In signalling their intention to adopt TNFD’s recommendations, these companies are setting the scene for a future of interaction between businesses and nature.
The benefits for companies with positive contributions
The TNFD will also serve to highlight companies that excel in nature restoration and positive contributions to the environment.
According to Smith, the framework has the potential to influence consumer and investor decisions, directing capital towards companies committed to environmentally positive initiatives.
“You will have certain companies that will be kicking the lights out when it comes to nature restoration and nature-positive things,” she comments.
“If they’re publicly listed, that might encourage you or me to invest in that company over another company.”
Collaborating with First Nations peoples
Another significant element is TNFD recommendations to engage with Indigenous people and local communities. As Smith notes, such engagements are essential, especially considering that Indigenous peoples are custodians of the land, holding traditional knowledge vital for nature restoration.
“They are the stewards of 80 per cent of the world’s remaining biodiversity and a source of traditional knowledge about the planet’s ecosystems,” she says.
Such an approach ensures that environmental stewardship and traditional ecological knowledge are integrated into modern sustainability practices, fostering inclusive and diverse environmental solutions.
Merging economic growth with environmental responsibility
The recommendations also introduce innovative disclosure elements like priority locations and a full set of nature-related dependencies, impacts, risks, and opportunities, including climate, across their value chain.
These require organisations to report the locations of assets or activities that meet the criteria for priority locations and describe the organisation’s processes for identifying, assessing, and giving precedence to nature-related dependencies, impacts, risks, and opportunities in a company’s value chain.
This nuanced approach recognises that nature’s interactions are location-specific and that understanding and accounting for impacts and dependencies in specific ecosystems are integral to fostering sustainability.
Smith said the need for global taxonomy and common definitions for terms would bring much-needed clarity and certainty, allowing for more accurate assessments and reporting.
Redirecting the corporate paradigm
What the TNFD proposes is more than just a set of guidelines; it is a harbinger of change, signalling a transformation in perceptions and methodologies.
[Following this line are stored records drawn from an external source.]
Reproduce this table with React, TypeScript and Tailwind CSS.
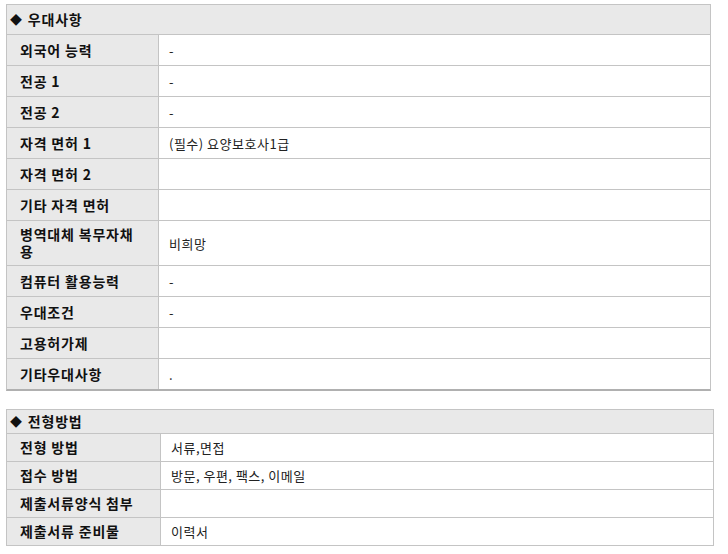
const font = { fontFamily: '"Noto Sans CJK KR", "Noto Sans", sans-serif' }

type Row = { label: string; value: string }

const preferRows: Row[] = [
  { label: '외국어 능력', value: '-' },
  { label: '전공 1', value: '-' },
  { label: '전공 2', value: '-' },
  { label: '자격 면허 1', value: '(필수) 요양보호사1급' },
  { label: '자격 면허 2', value: '' },
  { label: '기타 자격 면허', value: '' },
  { label: '병역대체 복무자채용', value: '비희망' },
  { label: '컴퓨터 활용능력', value: '-' },
  { label: '우대조건', value: '-' },
  { label: '고용허가제', value: '' },
  { label: '기타우대사항', value: '.' },
]

const selectRows: Row[] = [
  { label: '전형 방법', value: '서류,면접' },
  { label: '접수 방법', value: '방문, 우편, 팩스, 이메일' },
  { label: '제출서류양식 첨부', value: '' },
  { label: '제출서류 준비물', value: '이력서' },
]

function Section({
  title,
  rows,
  width,
  labelWidth,
  rowHeight,
  headHeight,
  thickBottom,
}: {
  title: string
  rows: Row[]
  width: string
  labelWidth: string
  rowHeight: string
  headHeight: string
  thickBottom?: boolean
}) {
  return (
    <div
      className={`${width} border-x border-t border-[#c4c4c4] ${
        thickBottom ? 'border-b-2 border-b-[#b0b0b0]' : 'border-b'
      }`}
    >
      {/* Heading */}
      <div className={`${headHeight} flex items-center bg-[#e9e9e9] pl-[3px] text-[14px] tracking-[0.8px] font-bold text-[#111]`}>
        <span className="text-[12px] mr-[5px]">◆</span>
        {title}
      </div>

      {rows.map((row, i) => (
        <div key={i} className={`flex ${rowHeight} border-t border-[#c4c4c4]`}>
          <div
            className={`${labelWidth} shrink-0 flex items-center bg-[#e9e9e9] border-r border-[#c4c4c4] pl-[13px] pr-[18px] py-[5px] text-[14px] tracking-[0.8px] leading-[17px] font-bold text-[#111]`}
          >
            {row.label}
          </div>
          <div className="flex-1 flex items-center bg-white pl-[10px] text-[13px] tracking-[0.5px] leading-[17px] text-[#222]">
            {row.value}
          </div>
        </div>
      ))}
    </div>
  )
}

export default function App() {
  return (
    <div className="min-h-screen bg-white pl-[6px] pt-[4px]" style={font}>
      <Section
        title="우대사항"
        rows={preferRows}
        width="w-[705px]"
        labelWidth="w-[152px]"
        rowHeight="min-h-[31px]"
        headHeight="h-[29px]"
        thickBottom
      />
      <div className="h-[18px]" />
      <Section
        title="전형방법"
        rows={selectRows}
        width="w-[708px]"
        labelWidth="w-[154px]"
        rowHeight="min-h-[28px]"
        headHeight="h-[23px]"
      />
    </div>
  )
}
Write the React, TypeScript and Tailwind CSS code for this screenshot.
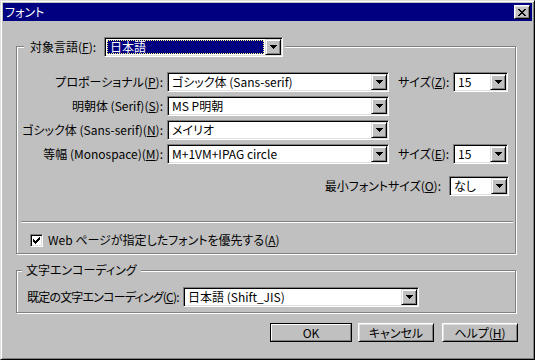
import React from "react";

const raised =
  "border border-t-white border-l-white border-r-black border-b-black shadow-[inset_1px_1px_0_#dfdfdf,inset_-1px_-1px_0_#808080]";
const sunken =
  "border border-t-[#808080] border-l-[#808080] border-r-white border-b-white shadow-[inset_1px_1px_0_#000,inset_-1px_-1px_0_#dfdfdf]";
const etched = "border border-[#808080] shadow-[inset_1px_1px_0_#fff,1px_1px_0_#fff]";

function Arrow() {
  return (
    <div className={`w-[16px] h-[16px] shrink-0 bg-[#c0c0c0] flex items-center justify-center border border-t-[#dfdfdf] border-l-[#dfdfdf] border-r-black border-b-black shadow-[inset_1px_1px_0_#fff,inset_-1px_-1px_0_#808080]`}>
      <svg width="7" height="4" viewBox="0 0 7 4" shapeRendering="crispEdges">
        <path d="M0 0h7v1H0zM1 1h5v1H1zM2 2h3v1H2zM3 3h1v1H3z" fill="#000" />
      </svg>
    </div>
  );
}

function Combo({ value, className, selected }: { value: string; className: string; selected?: boolean }) {
  return (
    <div className={`h-[20px] p-[1px] flex shrink-0 ${sunken} ${className}`}>
      {selected ? (
        <div className="flex-1 min-w-0 bg-white p-[1px] flex">
          <div className="flex-1 bg-[#000080] text-white border border-dotted border-[#ffff80] pl-[2px] leading-[12px] whitespace-nowrap">
            {value}
          </div>
        </div>
      ) : (
        <div className="flex-1 min-w-0 bg-white pl-[3px] leading-[16px] whitespace-nowrap overflow-hidden">{value}</div>
      )}
      <Arrow />
    </div>
  );
}

function Label({ text, k, rest = "):" }: { text: string; k: string; rest?: string }) {
  return (
    <>
      {text}(<u>{k}</u>{rest}
    </>
  );
}

function Button({ children, isDefault }: { children: React.ReactNode; isDefault?: boolean }) {
  if (isDefault) {
    return (
      <div className="w-[82px] h-[19px] border border-black flex">
        <div className="flex-1 border border-t-white border-l-white border-r-[#808080] border-b-[#808080] flex items-center justify-center leading-[14px]">
          {children}
        </div>
      </div>
    );
  }
  return (
    <div className={`w-[76px] h-[19px] flex items-center justify-center leading-[14px] ${raised}`}>{children}</div>
  );
}

export default function App() {
  return (
    <div className="w-[535px] h-[360px] overflow-hidden bg-[#c0c0c0] p-[2px] border border-t-[#dfdfdf] border-l-[#dfdfdf] border-r-black border-b-black shadow-[inset_1px_1px_0_#fff,inset_-1px_-1px_0_#808080] text-[12px] text-black font-['MS_UI_Gothic','Noto_Sans_CJK_JP',sans-serif] [font-feature-settings:'palt']">
      <div className="h-[18px] bg-[#000080] flex items-center justify-between pl-[2px] pr-[2px]">
        <span className="text-white leading-[16px]">フォント</span>
        <div className={`w-[16px] h-[14px] bg-[#c0c0c0] flex items-center justify-center ${raised}`}>
          <svg width="8" height="7" viewBox="0 0 8 7" shapeRendering="crispEdges">
            <path
              d="M0 0h2v1H0zM6 0h2v1H6zM1 1h2v1H1zM5 1h2v1H5zM2 2h4v1H2zM3 3h2v1H3zM2 4h4v1H2zM1 5h2v1H1zM5 5h2v1H5zM0 6h2v1H0zM6 6h2v1H6z"
              fill="#000"
            />
          </svg>
        </div>
      </div>

      <div className="px-[13px]">
        <div className={`mt-[25px] w-[500px] h-[208px] flex flex-col ${etched}`}>
          <div className="-mt-[10px] ml-[7px] w-fit bg-[#c0c0c0] pl-[6px] pr-[2px] flex items-center">
            <span className="w-[74px] leading-[16px]">
              <Label text="対象言語" k="F" />
            </span>
            <Combo value="日本語" className="w-[179px]" selected />
          </div>

          <div className="mt-[15px] flex flex-col gap-[4px]">
            <div className="flex items-center">
              <span className="w-[146px] mr-[4px] text-right whitespace-nowrap">
                <Label text="プロポーショナル" k="P" />
              </span>
              <Combo value="ゴシック体 (Sans-serif)" className="w-[222px]" />
              <span className="ml-[9px] w-[51px] mr-[4px] whitespace-nowrap">
                <Label text="サイズ" k="Z" />
              </span>
              <Combo value="15" className="w-[55px]" />
            </div>
            <div className="flex items-center">
              <span className="w-[146px] mr-[4px] text-right whitespace-nowrap">
                <Label text="明朝体 (Serif)" k="S" />
              </span>
              <Combo value="MS P明朝" className="w-[222px]" />
            </div>
            <div className="flex items-center">
              <span className="w-[146px] mr-[4px] text-right whitespace-nowrap">
                <Label text="ゴシック体 (Sans-serif)" k="N" />
              </span>
              <Combo value="メイリオ" className="w-[222px]" />
            </div>
            <div className="flex items-center">
              <span className="w-[146px] mr-[4px] text-right whitespace-nowrap">
                <Label text="等幅 (Monospace)" k="M" />
              </span>
              <Combo value="M+1VM+IPAG circle" className="w-[222px]" />
              <span className="ml-[9px] w-[51px] mr-[4px] whitespace-nowrap">
                <Label text="サイズ" k="E" />
              </span>
              <Combo value="15" className="w-[55px]" />
            </div>
          </div>

          <div className="mt-[12px] flex items-center justify-end pr-[6px]">
            <span className="mr-[8px] whitespace-nowrap">
              <Label text="最小フォントサイズ" k="O" />
            </span>
            <Combo value="なし" className="w-[60px]" />
          </div>

          <div className="mt-[25px] ml-[4px] mr-[2px] h-[2px] border-t border-t-[#808080] border-b border-b-white" />

          <div className="mt-[9px] ml-[13px] flex items-center">
            <div className={`w-[13px] h-[13px] bg-white flex items-center justify-center ${sunken}`}>
              <svg width="7" height="7" viewBox="0 0 7 7" shapeRendering="crispEdges">
                <path d="M6 0h1v1H6zM5 1h2v1H5zM0 2h1v1H0zM4 2h3v1H4zM0 3h2v1H0zM3 3h3v1H3zM0 4h5v1H0zM1 5h3v1H1zM2 6h1v1H2z" fill="#000" />
              </svg>
            </div>
            <span className="ml-[5px] leading-[16px] whitespace-nowrap">
              Web ページが指定したフォントを優先する(<u>A</u>)
            </span>
          </div>
        </div>

        <div className={`mt-[16px] w-[500px] h-[43px] flex flex-col ${etched}`}>
          <div className="-mt-[9px] ml-[5px] w-fit bg-[#c0c0c0] px-[4px] leading-[16px]">文字エンコーディング</div>
          <div className="mt-[9px] ml-[10px] flex items-center">
            <span className="w-[152px] mr-[4px] whitespace-nowrap tracking-[-0.8px]">
              <Label text="既定の文字エンコーディング" k="C" />
            </span>
            <Combo value="日本語 (Shift_JIS)" className="w-[236px]" />
          </div>
        </div>

        <div className="mt-[10px] flex justify-end gap-[6px] mr-[1px]">
          <Button isDefault>OK</Button>
          <Button>キャンセル</Button>
          <div className="ml-[2px]">
            <Button>
              ヘルプ(<u>H</u>)
            </Button>
          </div>
        </div>
      </div>
    </div>
  );
}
It ushers in an era where economic growth and environmental preservation are intertwined.
Nature risk, financial risk
Taskforce co-chair Elizabeth Mrema stressed in the TNFD recommendations that we too, reimagine and reshape our interaction with nature. “Nature risk is financial risk,” she said.
We need to urgently address the collapse of ecosystems, the extinction of species, and the more frequent extreme weather events as they present substantial physical risks to businesses, she said.
“Business-as-usual is no longer an option. Business and finance can no longer consider nature and biodiversity as just a corporate social responsibility issue. It is now squarely a central and strategic risk management issue.”
It’s the dawn of a new paradigm, one we urgently need.